### WHAT YOU ARE ASKED TO DO
Gather all lines in the entries below that include the word "with".

### INPUT RECORDS
------------------------------------------------

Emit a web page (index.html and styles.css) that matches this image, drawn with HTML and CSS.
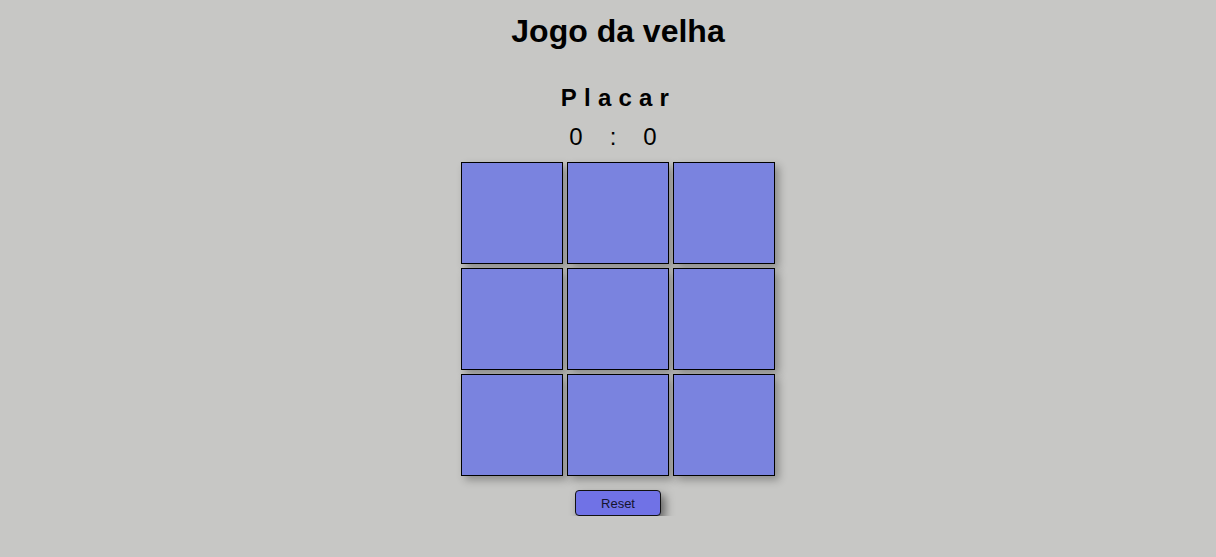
FILE: index.html
```html
<!DOCTYPE html>
<html lang="pt">
<head>
<meta charset="utf-8">
<title>Jogo da velha</title>
<link rel="stylesheet" href="styles.css">
</head>
<body>
<main class="page">
  <h1 class="title">Jogo da velha</h1>
  <h2 class="placar">Placar</h2>
  <div class="score"><span>0</span><span>:</span><span>0</span></div>
  <div class="board">
    <div class="cell"></div><div class="cell"></div><div class="cell"></div>
    <div class="cell"></div><div class="cell"></div><div class="cell"></div>
    <div class="cell"></div><div class="cell"></div><div class="cell"></div>
  </div>
  <button class="reset">Reset</button>
</main>
</body>
</html>
```
FILE: styles.css
```css
html, body {
  margin: 0;
  padding: 0;
  background: #c7c7c5;
}
body {
  font-family: "Liberation Sans", Arial, sans-serif;
  color: #000;
}
.page {
  display: flex;
  flex-direction: column;
  align-items: center;
  padding-left: 20px;
  padding-top: 13px;
}
.title {
  margin: 0;
  font-size: 32px;
  font-weight: bold;
  line-height: 37px;
}
.placar {
  margin: 34px 0 0 0;
  font-size: 24px;
  font-weight: bold;
  letter-spacing: 7.2px;
  line-height: 28px;
  padding-left: 1px;
}
.score {
  display: flex;
  gap: 27px;
  font-size: 24px;
  line-height: 28px;
  margin-top: 11px;
  padding-right: 10px;
}
.board {
  display: grid;
  grid-template-columns: repeat(3, 102px);
  grid-auto-rows: 102px;
  gap: 4px;
  margin-top: 11px;
}
.cell {
  background: #7a83df;
  border: 1px solid #000;
  box-shadow: 4px 4px 8px rgba(0, 0, 0, 0.3);
}
.reset {
  margin-top: 14px;
  width: 86px;
  height: 26px;
  background: #7072e6;
  border: 1px solid #111;
  border-radius: 4px;
  font-family: "Liberation Sans", Arial, sans-serif;
  font-size: 13px;
  color: #14142e;
  box-shadow: 4px 5px 10px rgba(0, 0, 0, 0.5);
  padding: 0;
}
```
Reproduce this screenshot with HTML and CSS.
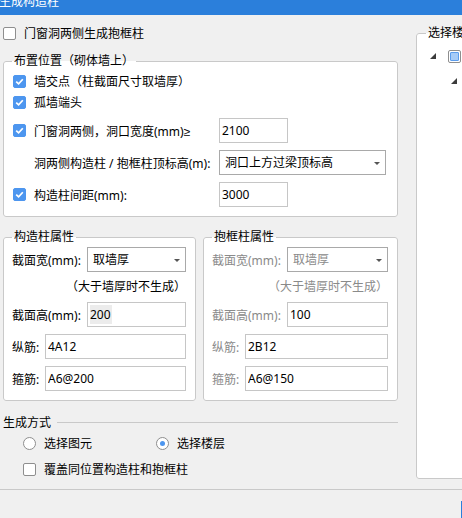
FILE: index.html
```html
<!DOCTYPE html>
<html lang="zh-CN">
<head>
    <meta charset="UTF-8">
    <title>生成构造柱</title>
    <link rel="stylesheet" href="styles.css">
</head>
<body>
    <div class="titlebar">生成构造柱</div>

    <div class="main">
        <div class="left">
            <div class="check top-check">
                <span class="box"></span>
                <span>门窗洞两侧生成抱框柱</span>
            </div>

            <fieldset class="group place">
                <legend>布置位置（砌体墙上）</legend>
                <div class="opt-row">
                    <span class="box on"><svg width="11" height="11" viewBox="0 0 11 11"><path d="M2.2 5.6 L4.6 7.9 L8.8 3.2" fill="none" stroke="#fff" stroke-width="1.7"/></svg></span>
                    <span class="opt-text">墙交点（柱截面尺寸取墙厚）</span>
                </div>
                <div class="opt-row">
                    <span class="box on"><svg width="11" height="11" viewBox="0 0 11 11"><path d="M2.2 5.6 L4.6 7.9 L8.8 3.2" fill="none" stroke="#fff" stroke-width="1.7"/></svg></span>
                    <span class="opt-text">孤墙端头</span>
                </div>
                <div class="opt-row tall">
                    <span class="box on"><svg width="11" height="11" viewBox="0 0 11 11"><path d="M2.2 5.6 L4.6 7.9 L8.8 3.2" fill="none" stroke="#fff" stroke-width="1.7"/></svg></span>
                    <span class="opt-text">门窗洞两侧，洞口宽度(mm)<span class="ge">≥</span></span>
                    <input class="field short" type="text" value="2100">
                </div>
                <div class="opt-row tall indent">
                    <span class="opt-text">洞两侧构造柱 / 抱框柱顶标高(m):</span>
                    <div class="select long"><span>洞口上方过梁顶标高</span></div>
                </div>
                <div class="opt-row tall">
                    <span class="box on"><svg width="11" height="11" viewBox="0 0 11 11"><path d="M2.2 5.6 L4.6 7.9 L8.8 3.2" fill="none" stroke="#fff" stroke-width="1.7"/></svg></span>
                    <span class="opt-text">构造柱间距(mm):</span>
                    <input class="field short" type="text" value="3000">
                </div>
            </fieldset>

            <div class="props">
                <fieldset class="group prop gz">
                    <legend>构造柱属性</legend>
                    <div class="prop-row first">
                        <span class="plabel">截面宽(mm):</span>
                        <div class="select"><span>取墙厚</span></div>
                    </div>
                    <div class="note">（大于墙厚时不生成）</div>
                    <div class="prop-row">
                        <span class="plabel">截面高(mm):</span>
                        <input class="field hl" type="text" value="200">
                    </div>
                    <div class="prop-row">
                        <span class="plabel short">纵筋:</span>
                        <input class="field" type="text" value="4A12">
                    </div>
                    <div class="prop-row">
                        <span class="plabel short">箍筋:</span>
                        <input class="field" type="text" value="A6@200">
                    </div>
                </fieldset>

                <fieldset class="group prop bk disabled">
                    <legend>抱框柱属性</legend>
                    <div class="prop-row first">
                        <span class="plabel">截面宽(mm):</span>
                        <div class="select"><span>取墙厚</span></div>
                    </div>
                    <div class="note">（大于墙厚时不生成）</div>
                    <div class="prop-row">
                        <span class="plabel">截面高(mm):</span>
                        <input class="field" type="text" value="100">
                    </div>
                    <div class="prop-row">
                        <span class="plabel short">纵筋:</span>
                        <input class="field" type="text" value="2B12">
                    </div>
                    <div class="prop-row">
                        <span class="plabel short">箍筋:</span>
                        <input class="field" type="text" value="A6@150">
                    </div>
                </fieldset>
            </div>

            <div class="mode-head">
                <span>生成方式</span>
                <div class="rule"></div>
            </div>
            <div class="radio-row">
                <div class="radio-item"><span class="radio"></span><span>选择图元</span></div>
                <div class="radio-item"><span class="radio on"></span><span>选择楼层</span></div>
            </div>
            <div class="check mode-check">
                <span class="box"></span>
                <span>覆盖同位置构造柱和抱框柱</span>
            </div>
        </div>

        <fieldset class="group floors">
            <legend>选择楼层</legend>
            <div class="tree-row">
                <span class="expander"></span>
                <span class="tree-box"></span>
            </div>
            <div class="tree-row sub">
                <span class="expander"></span>
            </div>
        </fieldset>
    </div>

    <div class="footer">
        <button class="ok">确定</button>
    </div>
</body>
</html>
```

FILE: styles.css
```css
html, body {
    margin: 0;
    overflow: hidden;
}
body {
    width: 462px;
    height: 518px;
    background-color: #f0f0f0;
    font-family: "Noto Sans", "Noto Sans CJK SC", sans-serif;
    font-size: 12px;
    color: #000;
}
.titlebar {
    height: 15px;
    background-color: #2b7fdb;
    color: #fff;
    line-height: 3px;
    overflow: hidden;
    margin-left: -1px;
}
.main {
    display: flex;
    gap: 18px;
    width: 620px;
    padding: 8px 0 0 3px;
}
.left {
    width: 395px;
    flex: none;
}

/* checkboxes */
.check {
    display: flex;
    align-items: center;
    gap: 8px;
    height: 20px;
    white-space: nowrap;
}
.box {
    width: 13px;
    height: 13px;
    box-sizing: border-box;
    border: 1px solid #8e8e8e;
    border-radius: 2px;
    background-color: #fff;
    flex: none;
    display: flex;
    align-items: center;
    justify-content: center;
}
.box.on {
    background-color: #4d96ef;
    border-color: #4d96ef;
}

/* group boxes */
.group {
    margin: 0;
    border: 1px solid #c9c9c9;
    border-radius: 3px;
    background-color: #fff;
    min-width: 0;
    box-sizing: border-box;
}
.group legend {
    padding: 0 2px;
    line-height: 16px;
}
.place {
    margin-top: 10px;
    padding: 1px 9px 9px 9px;
}
.place legend {
    margin-left: -1px;
}
.opt-row {
    display: flex;
    align-items: center;
    height: 20px;
    margin-top: 1px;
    white-space: nowrap;
}
.opt-row.tall {
    height: 25px;
    margin-top: 7px;
}
.opt-row.tall:nth-of-type(3) {
    margin-top: 6px;
}
.opt-row .box {
    margin-right: 8px;
}
.opt-row.indent {
    padding-left: 21px;
}
.opt-text {
    width: 185px;
    flex: none;
}
.ge {
    font-family: "Liberation Sans", sans-serif;
}

/* inputs */
.field {
    height: 25px;
    box-sizing: border-box;
    border: 1px solid #c6c6c6;
    padding: 0 2px;
    margin: 0;
    font: inherit;
    color: #000;
    background-color: #fff;
    outline: none;
    flex: 1;
    min-width: 0;
}
.field.short {
    flex: none;
    width: 69px;
}
.field.hl {
    background: linear-gradient(#ececec, #ececec) no-repeat 2px 2px / 22px 19px, #fff;
}
.select {
    position: relative;
    height: 25px;
    box-sizing: border-box;
    border: 1px solid #a9a9a9;
    background-color: #fff;
    padding-left: 5px;
    line-height: 23px;
    flex: 1;
    min-width: 0;
}
.select.long {
    flex: none;
    width: 167px;
}
.select::after {
    content: "";
    position: absolute;
    right: 5px;
    top: 11px;
    border-left: 3px solid transparent;
    border-right: 3px solid transparent;
    border-top: 3px solid #555;
}

/* column properties */
.props {
    display: flex;
    gap: 7px;
    margin-top: 12px;
}
.prop {
    padding: 0 9px 9px 8px;
}
.gz {
    width: 193px;
}
.bk {
    width: 195px;
}
.prop-row {
    display: flex;
    align-items: center;
    height: 25px;
    margin-top: 7px;
    white-space: nowrap;
}
.prop-row.first {
    margin-top: 2px;
}
.plabel {
    width: 75px;
    flex: none;
}
.plabel.short {
    width: 33px;
}
.note {
    height: 30px;
    line-height: 30px;
    margin-bottom: -7px;
    text-align: right;
    white-space: nowrap;
}
.disabled .plabel,
.disabled .note,
.disabled .select {
    color: #8a8a8a;
}

/* generation mode */
.mode-head {
    display: flex;
    align-items: center;
    height: 18px;
    margin-top: 12px;
}
.rule {
    flex: 1;
    margin-left: 6px;
    border-top: 1px solid #c9c9c9;
}
.radio-row {
    display: flex;
    align-items: center;
    height: 18px;
    margin-top: 3px;
    padding-left: 20px;
}
.radio-item {
    display: flex;
    align-items: center;
    gap: 8px;
    width: 133px;
}
.radio {
    width: 13px;
    height: 13px;
    box-sizing: border-box;
    border: 1px solid #8e8e8e;
    border-radius: 50%;
    background-color: #fff;
    display: flex;
    align-items: center;
    justify-content: center;
}
.radio.on::after {
    content: "";
    width: 5px;
    height: 5px;
    border-radius: 50%;
    background-color: #4d96ef;
}
.mode-check {
    height: 18px;
    margin-top: 8px;
    padding-left: 20px;
}

/* floor tree */
.floors {
    flex: none;
    width: 160px;
    height: 454px;
    margin-top: 2px;
    padding: 0 0 0 9px;
}
.floors legend {
    white-space: nowrap;
}
.tree-row {
    display: flex;
    align-items: center;
    height: 20px;
    margin-top: 5px;
    padding-left: 4px;
}
.tree-row.sub {
    padding-left: 25px;
}
.expander {
    width: 0;
    height: 0;
    border-left: 6px solid transparent;
    border-bottom: 6px solid #3c3c3c;
    margin-right: 12px;
}
.tree-box {
    position: relative;
    width: 13px;
    height: 13px;
    box-sizing: border-box;
    border: 1px solid #8e8e8e;
    border-radius: 2px;
    background-color: #fff;
}
.tree-box::after {
    content: "";
    position: absolute;
    inset: 1px;
    border: 1px solid #5b9cec;
    border-radius: 1px;
    background-color: #a6cbf7;
}

/* bottom bar */
.footer {
    margin-top: 10px;
    border-top: 1px solid #c9c9c9;
    padding-top: 11px;
    display: flex;
}
.ok {
    flex: none;
    margin-left: 461px;
    width: 80px;
    height: 26px;
    border: 1px solid #2b7fdb;
    background-color: #e5f1fb;
    font: inherit;
}
```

------------------------------------------------

### WRITTEN ANSWER
Emit a web page (index.html and styles.css) that matches this image, drawn with HTML and CSS.
Reproduce this screenshot with HTML and CSS.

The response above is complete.